The death of Supreme Court Justice Ruth Bader Ginsburg in September has led to a point of contention in an already tumultuous election year – a veritable political brawl over her successor.

On Monday, the Senate Judiciary Committee began a fast-tracked confirmation hearing for President Trump's Supreme Court Nominee, Judge Amy Coney Barrett, with a vote expected one week later. 

The outcome of this hearing and the subsequent full Senate vote could shift the balance of the Supreme Court and have long-lasting legal implications – so let's take a step back and explain why the stakes are so high. 

The Supreme Court shapes our lives in ways many of us rarely think about.

Black and white students go to school across the country together because the Supreme Court determined that separate, segregated schools are not equal. Same-sex couples can be legally married because the Supreme Court ruled that marriage is a fundamental right. If you get arrested, you have the right to remain silent, because the Supreme Court says you do. 

The high court is a creation of the U.S. Constitution, which established three separate branches of government — the legislative branch, made up of the House and Senate, the executive branch, which is the President, and the judicial branch. This third branch is composed of district courts, appellate courts, and of course, the Supreme Court of the United States. 

Since the landmark Marbury v. Madison ruling in 1803, the Court has also interpreted its powers as being able to declare a law unconstitutional -- giving the justices the final say in disputes among the three branches.

Unlike the President and members of Congress, the justices aren’t elected by the public. 

Instead, they’re nominated by the President and approved by the Senate. 

Here’s how that process works:

Once a nominee is put forth, the Senate Judiciary Committee steps in and begins by investigating the nominee—think of it as a really thorough background check. 

Once the investigation is complete, the Judiciary Committee holds a public hearing to question the nominee. This tradition only began in 1925. These hearings are basically a job interview for the nominee, but with a job this high-profile, tensions are high and questions can get heated. 

After the hearing, the committee votes on the nominee and sends a recommendation to the full Senate. 

Finally, the full Senate votes to confirm or deny the nomination. While just a 51-vote majority is needed, there used to be a possibility that a minority of senators could try to block a vote by engaging in what’s known as a filibuster.

That rule was changed in 2013, when Senate Democrats, led by then-Majority Leader Harry Reid (D-NV), implemented the nuclear option to prevent Republicans from filibustering then-President Obama's nominations to the United States Court of Appeals for the District of Columbia Circuit

At the time, then-Senate Minority Leader Mitch McConnell (R-KY) said, "You'll regret this, and you may regret this a lot sooner than you think."

Sure enough, after becoming Majority Leaeder, Sen. McConnell utilized the nuclear option in 2017 in the battle to confirm Trump's first Supreme Court nominee, Justice Neil Gorsuch. 

This whole process usually takes two to three months, but can be delayed or sped up by partisan politics, especially when a vacancy arises during a Presidential election year.

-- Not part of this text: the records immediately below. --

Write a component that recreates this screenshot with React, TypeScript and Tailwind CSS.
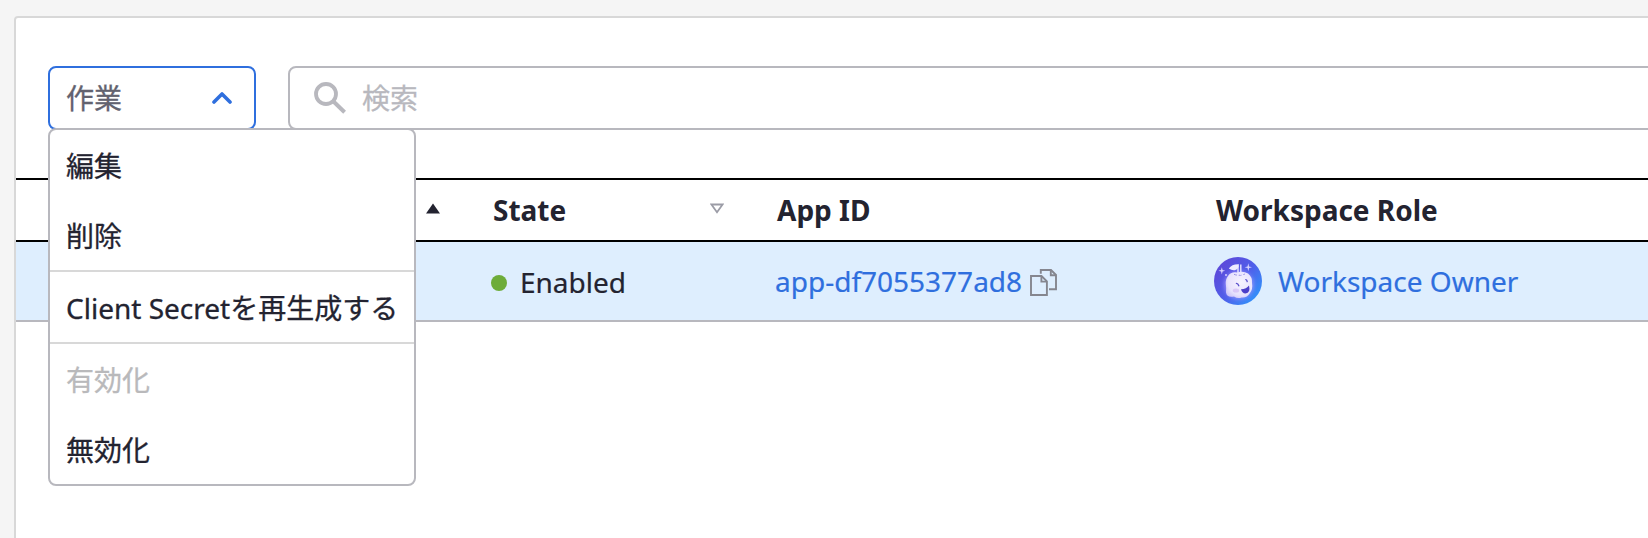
const GRID = 'grid grid-cols-[474px_284px_440px_1fr]';

function SearchIcon() {
  return (
    <svg className="h-8 w-8 shrink-0" viewBox="0 0 32 32" fill="none" stroke="#b8b8be" strokeWidth="3.8">
      <circle cx="12" cy="12" r="10" />
      <path d="M20 20 L30.6 30.2" strokeWidth="4" />
    </svg>
  );
}

function CopyIcon() {
  return (
    <svg className="ml-2 mt-[3px] h-[27px] w-[27px] shrink-0" viewBox="0 0 27 27" fill="none" stroke="#85868f" strokeWidth="1.9">
      <path d="M10.8 4.8 V1 H21 L26 6 V20.2 H19" />
      <path d="M20.8 1 V6.2 H26" />
      <path d="M1 7 H11.5 L16.9 12.4 V26 H1 Z" />
      <path d="M11.4 7.2 V12.6 H16.7" />
    </svg>
  );
}

function Avatar() {
  return (
    <svg className="h-12 w-12 shrink-0" viewBox="0 0 48 48">
      <defs>
        <linearGradient id="sky" x1="0.15" y1="0.2" x2="0.9" y2="0.85">
          <stop offset="0" stopColor="#5b4bdb" />
          <stop offset="0.5" stopColor="#505fea" />
          <stop offset="1" stopColor="#3191fa" />
        </linearGradient>
        <radialGradient id="body" cx="0.58" cy="0.4" r="0.7">
          <stop offset="0" stopColor="#f6f3ff" />
          <stop offset="0.7" stopColor="#e8e3fd" />
          <stop offset="1" stopColor="#cbc3f8" />
        </radialGradient>
        <filter id="glow" x="-30%" y="-30%" width="160%" height="160%">
          <feGaussianBlur stdDeviation="2" />
        </filter>
      </defs>
      <circle cx="24" cy="24" r="24" fill="url(#sky)" />
      <ellipse cx="25" cy="28" rx="14.5" ry="14" fill="#a79bff" opacity="0.8" filter="url(#glow)" />
      <path
        d="M14 19 Q17 14.5 23 15.5 Q29 13.5 34 16.5 Q38.5 20 38 26 Q39 32 36 36 Q33 41 27.5 40.5 Q24 42 20 39.5 Q13 41 12 35.5 Q12.5 31 11.8 27 Q11.5 22 14 19Z"
        fill="url(#body)"
      />
      <path d="M20 17.3 Q25 19.4 31 17" fill="none" stroke="#8f86e0" strokeWidth="0.9" strokeDasharray="3 1.8" />
      <path d="M24 18 V8.5 M26.8 18 V7.5" stroke="#eae7ff" strokeWidth="1.4" />
      <path d="M14.8 11.5 Q18 6.8 25 7.2 Q24.5 12.5 20.8 13.2 Q18 13.8 14.8 11.5Z" fill="#eeebff" />
      <path d="M22.4 26.4 Q24 26.5 24.8 28.8 M31.8 22.6 Q33 22.7 33.2 24.6" stroke="#5a50cc" strokeWidth="1.3" fill="none" strokeLinecap="round" />
      <path d="M27 32.2 Q32.5 32 35 28.5 Q36.8 36 31.5 36.6 Q28 36.2 27 32.2Z" fill="#4c3fc9" />
      <ellipse cx="22" cy="33.5" rx="3.2" ry="2" fill="#c7aaf1" opacity="0.5" />
      <g fill="#d5d0fd">
        <path d="M7.8 10.2 L8.6 13 L11.2 13.8 L8.6 14.6 L7.8 17.4 L7 14.6 L4.4 13.8 L7 13Z" />
        <path d="M34.3 6.2 L35.1 9.4 L38 10.2 L35.1 11 L34.3 14.2 L33.5 11 L30.6 10.2 L33.5 9.4Z" />
        <circle cx="12" cy="18" r="1" />
      </g>
    </svg>
  );
}

function MenuItem({ label, disabled = false }: { label: string; disabled?: boolean }) {
  return (
    <button
      role="menuitem"
      disabled={disabled}
      className={`flex h-[70px] w-full items-center whitespace-nowrap px-4 pt-0.5 text-left [-webkit-text-stroke:0.3px] ${disabled ? 'text-[#b9b9bb]' : 'text-[#232330]'}`}
    >
      {label}
    </button>
  );
}

function ActionMenu() {
  return (
    <div role="menu" className="absolute left-0 top-[62px] z-10 w-[368px] rounded-lg border-2 border-[#b8b8be] bg-white">
      <MenuItem label="編集" />
      <MenuItem label="削除" />
      <div className="h-0.5 bg-[#d8d8d8]" />
      <MenuItem label="Client Secretを再生成する" />
      <div className="h-0.5 bg-[#d8d8d8]" />
      <MenuItem label="有効化" disabled />
      <MenuItem label="無効化" />
    </div>
  );
}

export default function App() {
  return (
    <div className="h-[538px] w-full overflow-hidden bg-[#f5f5f5] pl-[14px] pt-4 font-['Noto_Sans','Noto_Sans_CJK_JP',sans-serif] text-[28px] leading-10 text-[#232330]">
      <div className="h-[560px] w-[1700px] rounded-tl border-2 border-[#d8d8d8] bg-white">
        <div className="flex gap-8 pl-8 pt-12">
          <div className="relative">
            <button className="flex h-16 w-[208px] items-center justify-between rounded-lg border-2 border-[#2f6fde] pl-4 pr-[22px] text-[#62626f] [-webkit-text-stroke:0.3px]">
              作業
              <svg className="h-3 w-5" viewBox="0 0 20 12" fill="none" stroke="#2f6fde" strokeWidth="3.6" strokeLinecap="round" strokeLinejoin="round">
                <path d="M2 10 L10 2 L18 10" />
              </svg>
            </button>
            <ActionMenu />
          </div>
          <div className="flex h-16 flex-1 items-center gap-4 rounded-lg border-2 border-[#b8b8be] pl-6 text-[#b8b8be] [-webkit-text-stroke:0.3px]">
            <SearchIcon />
            検索
          </div>
        </div>
        <div className="mt-12">
          <div className={`${GRID} h-16 items-center border-y-2 border-black font-bold`}>
            <div className="flex justify-end pr-[50px]">
              <svg className="mb-[3px] h-[11px] w-[14px]" viewBox="0 0 14 11" fill="#232330">
                <path d="M7 0.5 L14 10.5 H0Z" />
              </svg>
            </div>
            <div className="flex items-center justify-between pl-[3px] pr-[50px]">
              State
              <svg className="mb-1 h-[11px] w-[14px]" viewBox="0 0 14 11" fill="none" stroke="#9b9ca6" strokeWidth="1.8">
                <path d="M1.4 1.5 H12.6 L7 9.3Z" />
              </svg>
            </div>
            <div className="pl-[3px]">App ID</div>
            <div className="pl-0.5">Workspace Role</div>
          </div>
          <div className={`${GRID} h-20 items-center border-b-2 border-[#b8b8be] bg-[#deeefe]`}>
            <div />
            <div className="flex items-center pl-px pt-0.5 [-webkit-text-stroke:0.2px]">
              <span className="mr-[13px] mt-0.5 h-4 w-4 rounded-full bg-[#6dac3a]" />
              Enabled
            </div>
            <div className="flex items-center pl-px text-[#2f6fde] [-webkit-text-stroke:0.2px]">
              app-df7055377ad8
              <CopyIcon />
            </div>
            <div className="flex items-center gap-4 text-[#2f6fde] [-webkit-text-stroke:0.2px]">
              <Avatar />
              Workspace Owner
            </div>
          </div>
        </div>
      </div>
    </div>
  );
}
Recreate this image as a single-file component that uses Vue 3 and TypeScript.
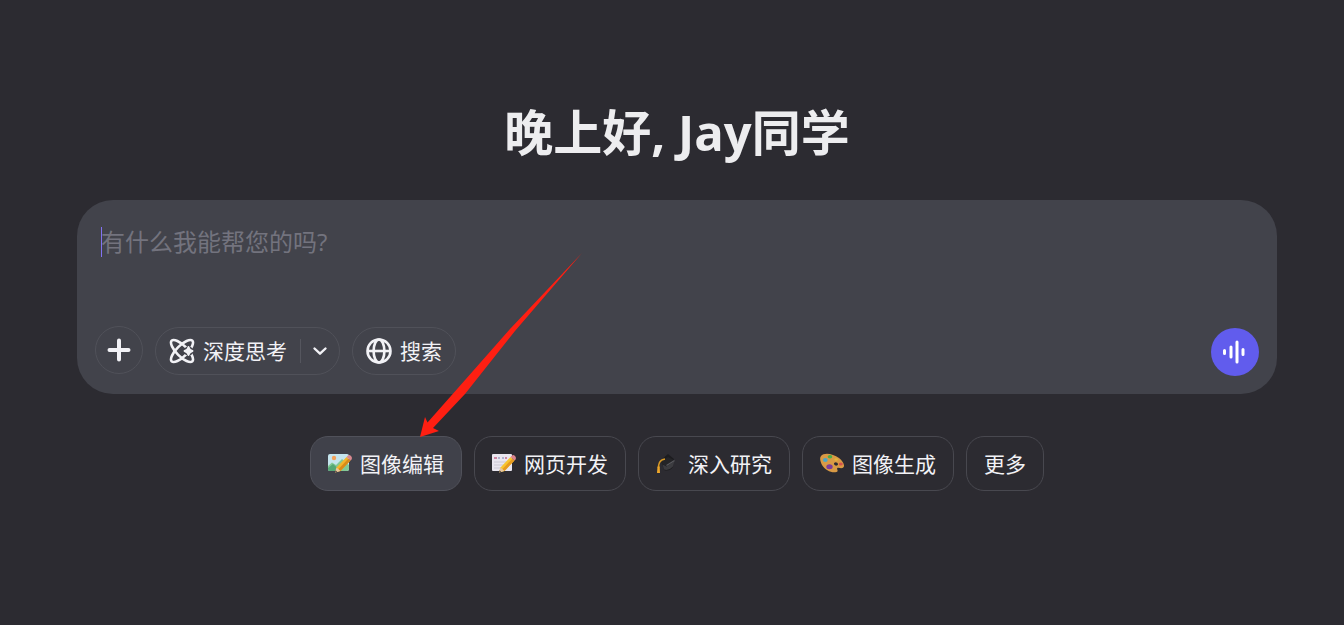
<script setup lang="ts">
import { ref } from 'vue'

interface Suggestion {
  id: string
  label: string
}

const message = ref('')
const active = ref('edit')
const suggestions: Suggestion[] = [
  { id: 'edit', label: '图像编辑' },
  { id: 'web', label: '网页开发' },
  { id: 'research', label: '深入研究' },
  { id: 'paint', label: '图像生成' },
  { id: 'more', label: '更多' },
]
</script>

<template>
  <main class="home">
    <h1 class="greeting">晚上好, Jay同学</h1>

    <form class="composer" @submit.prevent>
      <div class="field" :class="{ empty: !message }">
        <textarea v-model="message" class="prompt" aria-label="消息" placeholder="有什么我能帮您的吗?"></textarea>
      </div>
      <div class="tools">
        <button type="button" class="add" aria-label="添加">
          <svg viewBox="0 0 24 24" width="24" height="24" aria-hidden="true">
            <path d="M12 2.500v19M2.500 12h19" fill="none" stroke="currentColor" stroke-width="4" stroke-linecap="round" />
          </svg>
        </button>
        <div class="pill">
          <button type="button" class="pill-main">
            <svg viewBox="0 0 26 26" width="26" height="26" aria-hidden="true">
              <g fill="none" stroke="currentColor" stroke-width="2.600">
                <ellipse cx="13" cy="13" rx="14.600" ry="5.400" transform="rotate(45 13 13)" />
                <ellipse cx="13" cy="13" rx="14.600" ry="5.400" transform="rotate(-45 13 13)" />
              </g>
              <circle cx="19.500" cy="13" r="4.600" fill="#42434b" />
              <path d="M19.500 9C20.100 11.600 20.900 12.400 23.500 13C20.900 13.600 20.100 14.400 19.500 17C18.900 14.400 18.100 13.600 15.500 13C18.100 12.400 18.900 11.600 19.500 9Z" fill="currentColor" stroke="currentColor" stroke-width="1.800" stroke-linejoin="round" />
            </svg>
            <span>深度思考</span>
          </button>
          <button type="button" class="pill-menu" aria-label="思考选项">
            <svg viewBox="0 0 16 16" width="16" height="16" aria-hidden="true">
              <path d="M2.500 5.500L8 10.700L13.500 5.500" fill="none" stroke="currentColor" stroke-width="2.400" stroke-linecap="round" stroke-linejoin="round" />
            </svg>
          </button>
        </div>
        <div class="pill">
          <button type="button" class="pill-search">
            <svg viewBox="0 0 26 26" width="26" height="26" aria-hidden="true">
              <g fill="none" stroke="currentColor" stroke-width="2.600">
                <circle cx="13" cy="13" r="11.500" />
                <ellipse cx="13" cy="13" rx="5.400" ry="11.500" />
                <path d="M1.500 13h23" />
              </g>
            </svg>
            <span>搜索</span>
          </button>
        </div>
        <button type="button" class="voice" aria-label="语音通话">
          <svg viewBox="0 0 24 24" width="24" height="24" aria-hidden="true">
            <path d="M1.500 10.500v3M8 7v10M14 2v20M20 9.500v5" fill="none" stroke="currentColor" stroke-width="3" stroke-linecap="round" />
          </svg>
        </button>
      </div>
    </form>

    <ul class="suggestions">
      <li v-for="item in suggestions" :key="item.id" class="suggestion">
        <button type="button" class="chip" :class="{ active: item.id === active }" @click="active = item.id">
          <svg v-if="item.id === 'edit'" viewBox="0 0 24 24" width="24" height="24" aria-hidden="true">
            <rect x="0" y="2" width="21" height="17" rx="2" fill="#c5e5ee" />
            <circle cx="6" cy="6" r="2.200" fill="#f2a25c" />
            <path d="M0 14L4 10.500L8 13L14 7L21 13V17Q21 19 19 19H2Q0 19 0 17Z" fill="#83c995" />
            <path d="M0 16L5 12L13 19H2Q0 19 0 17Z" fill="#54a875" />
            <path d="M7 20.500L8.500 15.500L18.500 5L22.500 8.500L12.500 19Z" fill="#f3b52c" />
            <path d="M10.300 17.200L20.300 6.700L22.500 8.500L12.500 19Z" fill="#d98b19" />
            <path d="M18.500 5L20 3.400Q21.500 2.500 23 4Q24.500 5.500 23.600 7.200L22.500 8.500Z" fill="#d98990" />
            <path d="M7 20.500L8.500 15.500L12.500 19Z" fill="#e8c79f" />
            <path d="M7 20.500L7.600 18.300L9.200 19.700Z" fill="#4b4142" />
          </svg>
          <svg v-else-if="item.id === 'web'" viewBox="0 0 24 24" width="24" height="24" aria-hidden="true">
            <rect x="0" y="2" width="20" height="17" rx="1" fill="#e9e6ef" />
            <path d="M2 10h15M2 13h13M2 16h11" stroke="#cbc8d4" stroke-width="1" />
            <path d="M2 6h3M13 6h2" stroke="#c26589" stroke-width="1.500" />
            <path d="M7 5v2M11 5v2" stroke="#7480af" stroke-width="1" />
            <path d="M7 20.500L8.500 15.500L18.500 5L22.500 8.500L12.500 19Z" fill="#f8c52f" />
            <path d="M10.300 17.200L20.300 6.700L22.500 8.500L12.500 19Z" fill="#e79b20" />
            <path d="M18.500 5L20 3.400Q21.500 2.500 23 4Q24.500 5.500 23.600 7.200L22.500 8.500Z" fill="#dc858e" />
            <path d="M7 20.500L8.500 15.500L12.500 19Z" fill="#e8c79f" />
            <path d="M7 20.500L7.600 18.300L9.200 19.700Z" fill="#4b4142" />
          </svg>
          <svg v-else-if="item.id === 'research'" viewBox="0 0 24 24" width="24" height="24" aria-hidden="true">
            <path d="M5 8L12 2L18 7L17 15Q13 20 8 18Z" fill="#1c1c1f" />
            <path d="M4 10L12 5L19 8.500L10 14.500Z" fill="#242427" />
            <path d="M6.500 12.500L10.500 14.500L18.500 9L17 14.500Q13 19 8 17.500Z" fill="#3c3c40" />
            <path d="M10.500 13.500L18.500 8.500" stroke="#5a5a5f" stroke-width="1.200" />
            <path d="M9 7Q5 7.500 3.500 10.500Q2.500 12.500 2.500 16" fill="none" stroke="#d89925" stroke-width="1.600" />
            <path d="M1.500 14.500h2.200l.3 6.500H1Z" fill="#eda62a" />
          </svg>
          <svg v-else-if="item.id === 'paint'" viewBox="0 0 24 24" width="24" height="24" aria-hidden="true">
            <path fill-rule="evenodd" d="M1 4C4 0 13 1.500 19 6C24 10 25.500 15 22.500 16C20.500 16.600 18 15 17.200 16.200C16.500 17.500 19 19 16.500 20C12 21.500 5 18 2 13C0 9-.5 6 1 4ZM14.200 12.600Q15.500 14.500 17.500 13.300Q18.600 12 17.200 10.700Q15.500 9.800 14.400 10.800Q13.700 11.500 14.200 12.600Z" fill="#d99a45" />
            <ellipse cx="10" cy="4.700" rx="2.300" ry="1.700" fill="#47ad4c" />
            <ellipse cx="5.300" cy="8" rx="2.400" ry="2" fill="#4ba7c6" />
            <ellipse cx="9.500" cy="14.700" rx="3.200" ry="2.500" fill="#7c3d99" />
            <ellipse cx="16.200" cy="7.500" rx="1.800" ry="1.300" fill="#e3b63a" />
            <ellipse cx="20.800" cy="12" rx="2" ry="1.600" fill="#d6514d" />
          </svg>
          <span>{{ item.label }}</span>
        </button>
        <svg v-if="item.id === 'edit'" class="pointer" viewBox="0 0 162 184" width="162" height="184" aria-hidden="true">
          <path d="M0 184L5 164L7.500 169.500L38 135L90 76L162 0L95 78L45 141L13 175L19 178Z" fill="#fe1f12" />
        </svg>
      </li>
    </ul>
  </main>
</template>

<style>
body {
  background: #2c2b31;
}
</style>

<style scoped>
* {
  box-sizing: border-box;
}

.home {
  min-height: 100vh;
  padding: 96px 67px 48px 77px;
  background: #2c2b31;
  color: #f2f2f6;
  font-family: "Open Sans", "Noto Sans CJK SC", sans-serif;
  font-size: 21px;
}

button,
textarea {
  margin: 0;
  padding: 0;
  border: 0;
  background: transparent;
  color: inherit;
  font: inherit;
}

button {
  display: flex;
  align-items: center;
  justify-content: center;
  cursor: pointer;
  line-height: 32px;
  white-space: nowrap;
}

svg {
  display: block;
  flex: none;
}

.greeting {
  margin: 0;
  color: #ededef;
  font-size: 49px;
  font-weight: 700;
  line-height: 72px;
  text-align: center;
}

.composer {
  margin-top: 32px;
  padding: 24px 18px 18px;
  border-radius: 36px;
  background: #42434b;
}

.field {
  position: relative;
  height: 102px;
  padding: 0 6px;
}

.field.empty::after {
  content: "";
  position: absolute;
  top: 3px;
  left: 6px;
  width: 1px;
  height: 30px;
  background: #8272f2;
  pointer-events: none;
}

.prompt {
  display: block;
  width: 100%;
  height: 100%;
  outline: 0;
  resize: none;
  caret-color: #8272f2;
  font-size: 24px;
  line-height: 36px;
}

.prompt::placeholder {
  color: #73737e;
  opacity: 1;
}

.tools {
  display: flex;
  align-items: center;
  gap: 12px;
  height: 50px;
}

.add {
  align-self: flex-start;
  width: 48px;
  height: 48px;
  border: 1px solid #505159;
  border-radius: 50%;
}

.pill {
  display: flex;
  height: 48px;
  border: 1px solid #505159;
  border-radius: 24px;
}

.pill-main,
.pill-search {
  gap: 8px;
  padding: 0 13px;
}

.pill-menu {
  position: relative;
  width: 39px;
}

.pill-menu::before {
  content: "";
  position: absolute;
  top: 11px;
  left: 0;
  width: 1px;
  height: 24px;
  background: #55565e;
}

.voice {
  align-self: flex-end;
  width: 48px;
  height: 48px;
  margin-left: auto;
  border-radius: 50%;
  background: #615ced;
  color: #fff;
}

.suggestions {
  display: flex;
  flex-wrap: wrap;
  justify-content: center;
  gap: 12px;
  margin: 42px 0 0;
  padding: 0;
  list-style: none;
}

.suggestion {
  position: relative;
}

.chip {
  gap: 8px;
  height: 55px;
  padding: 0 17px;
  border: 1px solid #48484f;
  border-radius: 18px;
}

.chip.active {
  border-color: #50515a;
  background: #40414a;
}

.pointer {
  position: absolute;
  bottom: 54px;
  left: 110px;
  pointer-events: none;
}
</style>
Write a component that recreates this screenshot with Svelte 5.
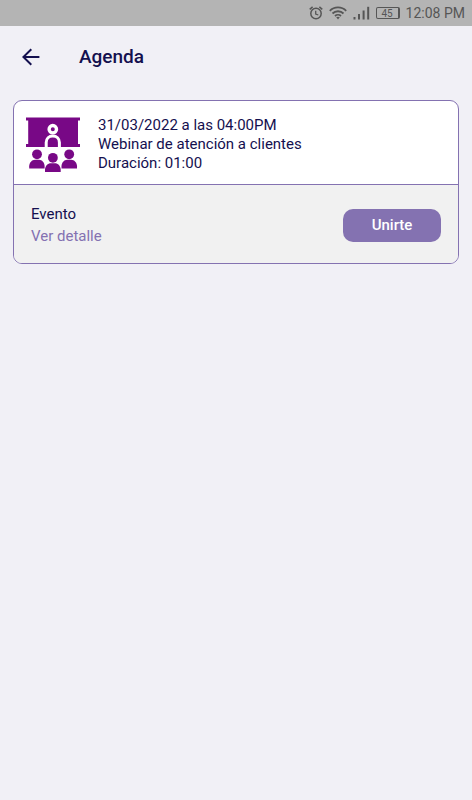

A new justice can shift the ideological balance of the court, especially on contentious topics such as healthcare, reproductive rights, and LGBTQ rights. With issues like these at stake, it’s no surprise that both parties want to tip the scale in their favor. 

The Supreme Court has no term limits, although some lawmakers are pushing to change that.

And although justices can’t be fired, like the President, they can be impeached and removed by Congress. 

That has happened only once before. Justice Samuel Chase was impeached by the House back in 1804, but acquitted by the Senate.

Adding a Supreme Court justice, however, is much more common than removing one. The first Supreme Court, established in 1789, had only six justices.

Since the Constitution doesn’t stipulate how many members of the Supreme Court there should be, it was left up to Congress to decide. For decades, Congress added and subtracted justices. Finally, the nine-justice court was established in 1869. 

That number is still subject to change, and has now become a controversial issue in the presidential campaign. President Trump and Vice President Mike Pence have speculated that, if elected, Democratic presidential nominee Joe Biden would seek to add justices to the Court in an effort to regain a liberal majority – a strategy known as “packing the court.”

In an Oct. 13 interview, Biden said that he is "not a fan of court-packing."

Today, all nine justices have the chance to make their voices heard by writing an opinion. It’s a document that explains not only what the court thinks, but why.

When the Supreme Court rules on a case, the majority writes an opinion explaining how they arrived at the ruling. Justices who disagree with the ruling can write a “dissenting opinion” which explains why they disagree. 

The complexities of interpreting a more than 200-year-old document in the modern era leaves plenty of room for disagreement, even among justices who share similar viewpoints. Sometimes, justices who arrive at the same conclusion may take different paths to get there. In those cases, they may write a “concurring opinion” explaining their thoughts. 

All these opinions are crucial. Not only do they give us a better understanding of the court’s decision, they are also important tools for future justices who will use them to inform their own rulings. Who those justices are and how they view their duty to uphold the Constitution will shape the nation for generations to come.